By age 17, Harishchandra was already known for his literary talents. Harishchandra edited the magazines Kavi Vachan Sudha, Harishchandra Magazine, and Bala Bodhini. He wrote under the pseudonym Girdhar Das. He was titled "Bharatendu" ("The moon of India") at a public meeting by scholars of Kashi in 1880 in recognition of his services as a writer, patron, and modernizer. Ram Vilas Sharma refers to the "great literary awakening ushered in under Bharatendu's leadership" as the "second story of the edifice of renascent Hindi", the first being the Indian Rebellion of 1857.

Harishchandra was married and had one daughter.

== Hindu traditionalism ==
According to Barbara and Thomas R. Metcalf, Harishchandra was a Hindu traditionalist in North India, promoting the continuity of received tradition and self-conscious participation with the modern world. He rejected the authority of those engaged with Western learning and institutions over Hindu religious matters and recommended they be left to traditionally educated Hindu scholars. He used new media, especially publications, to shape public opinion. In doing so, he contributed to the development of modern forms of the Hindi language.
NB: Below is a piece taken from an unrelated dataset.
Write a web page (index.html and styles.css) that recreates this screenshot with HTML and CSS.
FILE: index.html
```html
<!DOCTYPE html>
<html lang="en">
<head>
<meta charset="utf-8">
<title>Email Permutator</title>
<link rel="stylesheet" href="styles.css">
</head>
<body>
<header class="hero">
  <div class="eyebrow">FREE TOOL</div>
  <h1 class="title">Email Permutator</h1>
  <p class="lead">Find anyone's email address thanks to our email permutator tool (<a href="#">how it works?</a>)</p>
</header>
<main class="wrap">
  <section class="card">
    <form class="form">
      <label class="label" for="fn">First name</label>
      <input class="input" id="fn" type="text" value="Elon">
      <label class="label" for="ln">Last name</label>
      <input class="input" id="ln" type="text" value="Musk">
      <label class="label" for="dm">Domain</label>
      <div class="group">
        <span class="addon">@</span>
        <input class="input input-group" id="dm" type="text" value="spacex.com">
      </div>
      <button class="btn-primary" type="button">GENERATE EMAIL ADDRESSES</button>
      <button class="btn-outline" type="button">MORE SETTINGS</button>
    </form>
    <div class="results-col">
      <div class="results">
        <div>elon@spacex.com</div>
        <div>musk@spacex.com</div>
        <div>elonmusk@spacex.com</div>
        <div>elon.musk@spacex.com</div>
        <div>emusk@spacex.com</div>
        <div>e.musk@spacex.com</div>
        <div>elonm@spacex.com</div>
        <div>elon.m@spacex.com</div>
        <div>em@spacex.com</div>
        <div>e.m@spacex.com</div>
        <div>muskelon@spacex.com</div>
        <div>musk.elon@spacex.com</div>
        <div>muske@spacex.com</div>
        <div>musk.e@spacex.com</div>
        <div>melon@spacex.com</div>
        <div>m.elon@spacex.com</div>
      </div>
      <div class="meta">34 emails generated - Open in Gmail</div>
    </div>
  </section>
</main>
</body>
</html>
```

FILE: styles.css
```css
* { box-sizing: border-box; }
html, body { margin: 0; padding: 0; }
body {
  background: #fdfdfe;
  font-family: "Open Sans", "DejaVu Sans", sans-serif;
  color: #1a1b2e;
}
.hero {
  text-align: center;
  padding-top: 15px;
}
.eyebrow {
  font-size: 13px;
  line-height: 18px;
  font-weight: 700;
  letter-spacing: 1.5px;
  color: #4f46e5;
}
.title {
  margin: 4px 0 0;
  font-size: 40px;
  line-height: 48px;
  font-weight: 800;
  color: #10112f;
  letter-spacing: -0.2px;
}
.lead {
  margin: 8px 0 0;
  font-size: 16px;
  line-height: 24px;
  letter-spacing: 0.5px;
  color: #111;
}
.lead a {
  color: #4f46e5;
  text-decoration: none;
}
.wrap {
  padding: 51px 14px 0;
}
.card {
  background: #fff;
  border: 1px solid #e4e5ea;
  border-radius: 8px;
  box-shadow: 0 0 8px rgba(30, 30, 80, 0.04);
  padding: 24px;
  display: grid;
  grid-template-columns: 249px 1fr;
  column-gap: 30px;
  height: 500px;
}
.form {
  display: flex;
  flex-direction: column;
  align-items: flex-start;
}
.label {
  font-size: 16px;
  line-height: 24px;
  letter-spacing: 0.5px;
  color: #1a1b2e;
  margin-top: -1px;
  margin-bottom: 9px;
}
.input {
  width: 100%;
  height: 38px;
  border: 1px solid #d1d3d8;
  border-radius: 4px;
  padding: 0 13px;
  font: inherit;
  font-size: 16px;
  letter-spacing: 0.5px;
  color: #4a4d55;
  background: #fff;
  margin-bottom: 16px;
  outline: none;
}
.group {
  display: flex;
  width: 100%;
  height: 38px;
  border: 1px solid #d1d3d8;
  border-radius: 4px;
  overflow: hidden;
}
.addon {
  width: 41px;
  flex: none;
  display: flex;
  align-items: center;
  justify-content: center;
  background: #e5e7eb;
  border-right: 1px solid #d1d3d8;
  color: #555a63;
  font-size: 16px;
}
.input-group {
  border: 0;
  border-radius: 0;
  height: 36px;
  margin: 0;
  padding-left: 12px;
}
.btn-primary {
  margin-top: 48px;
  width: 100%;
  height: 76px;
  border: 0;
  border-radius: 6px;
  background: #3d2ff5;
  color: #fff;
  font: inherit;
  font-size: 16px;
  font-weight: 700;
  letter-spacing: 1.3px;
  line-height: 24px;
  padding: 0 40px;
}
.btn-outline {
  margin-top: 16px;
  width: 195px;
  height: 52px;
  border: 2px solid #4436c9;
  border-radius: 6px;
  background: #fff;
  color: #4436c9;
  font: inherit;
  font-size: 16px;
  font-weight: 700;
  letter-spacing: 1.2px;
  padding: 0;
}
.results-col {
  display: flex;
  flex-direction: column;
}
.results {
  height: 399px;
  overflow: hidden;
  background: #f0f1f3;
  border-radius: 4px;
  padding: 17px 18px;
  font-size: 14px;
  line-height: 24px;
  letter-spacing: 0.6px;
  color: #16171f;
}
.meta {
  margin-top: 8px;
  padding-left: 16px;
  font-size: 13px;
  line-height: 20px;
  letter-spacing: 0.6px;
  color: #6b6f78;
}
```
Harishchandra used Vaishnava devotion to try and define a coherent Hindu religion, using as his institutional base the Kashi Dharma Sabha, which was started in the 1860s by the Maharaja of Benares as a response to more radical Hindu reformist movements. Harishchandra insisted on the value of image worship and interpreted Bhakti as devotion to a single god; this was in response to Orientalist and Christian critiques of Hinduism.
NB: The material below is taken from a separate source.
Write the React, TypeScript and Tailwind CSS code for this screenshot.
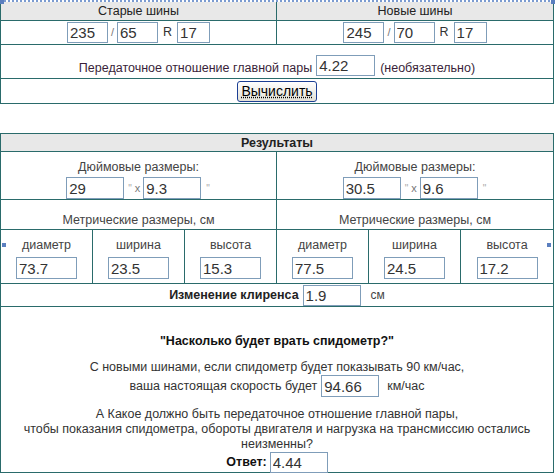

Although Urdu has been used as the lingua franca across North India since the 18th Century, Harishchandra espoused the cause of reviving Hindi as part of his cultural and nationalist activities. He started a campaign to promote the use of Swadeshi articles with demands for replacement of Urdu by Hindi in courts and for a ban on cattle slaughter in India. He continued his campaign for a legal ban on cow slaughter on behalf of the Maharaja of Benares, taking it to the Delhi Durbar. According to Sahay, his petition on the ban had 60,000 signatories and was submitted to Lord Lytton. Though no action was taken on the ban, he was given the title "Vir Vaishnava".

== Major works==

=== Plays ===
Bharatendu Harishchandra soon became a director, manager, and playwright. He used theatre as a tool to shape public opinion. His major plays are:

- Vaidika Himsa Na Bhavati, 1873 (वैदिक हिंसा न भवति)
- Satya Harishchandra, 1876 (सत्य हरिश्चन्द्र)
- Bharat Durdasha, 1875
- Niladevi, 1881 (नीलदेवी)
- Andher Nagari (अन्धेर नगरी, City of Darkness), 1881: A popular play of modern Hindi drama and a political satire. Translated and performed in many Indian languages by prominent Indian directors like B. V. Karanth, Prasanna, Arvind Gaur and Sanjay Upadhyaya.

===Poetry===
- Bhakta Sarvagya (भक्त सर्वज्ञ)
- Prem Malika (प्रेम मालिका), 1872
- Prem Madhuri (प्रेम माधुरी), 1875
- Prem Tarang (प्रेम तरंग),1877
- Prem Prakalpa (प्रेम प्रकल्प), Prem Phulwari (प्रेम फुलवारी) and Prem Sarowar (प्रेम सरोवर), 1883
- Holi (होली), (1874)
- Madhumukul (मधुमुकुल), 1881
- Raga Sangrah (राग संग्रह), 1880
- Varsha Vinod (वर्षा विनोद), 1880
- Vinay Prem Pachasa (विनय प्रेम पचासा), 1881
- Phulon Ka Guchchha (फूलों का गुच्छा), 1882
- Chandravali (चन्द्रावली), 1876 and Krishnacharitra (कृष्णचरित्र), 1883
- Uttarardha Bhaktamal (उत्तरार्द्ध भक्तमाल), 1876–77
- Nij Bhasha (निज भाषा), 1877
- India's Plight (भारत दुर्दशा), 1875

===Translations===

- Harsha's Ratnavali (रत्नावली)
- Vishakhadatta's Mudrarakshasa (मुद्राराक्षस)
- Ramprasad Sen's Vidyasundar (विद्यासुन्दर) from Bengali
- Karpuramanjari (कर्पूरमञ्जरी) from Prakrit
- Shakespeare's Merchant of Venice as Durlabh Bandhu (दुर्लभ बन्धु) Invaluable Friend

===Essay collection===

- Bharatendu Granthavali (भारतेन्दु ग्रन्थावली), 1885

== Bharatendu Harishchandra Awards ==
The Ministry of Information and Broadcasting of India has awarded the Bharatendu Harishchandra Awards since 1983 to promote original Hindi mass communication writings.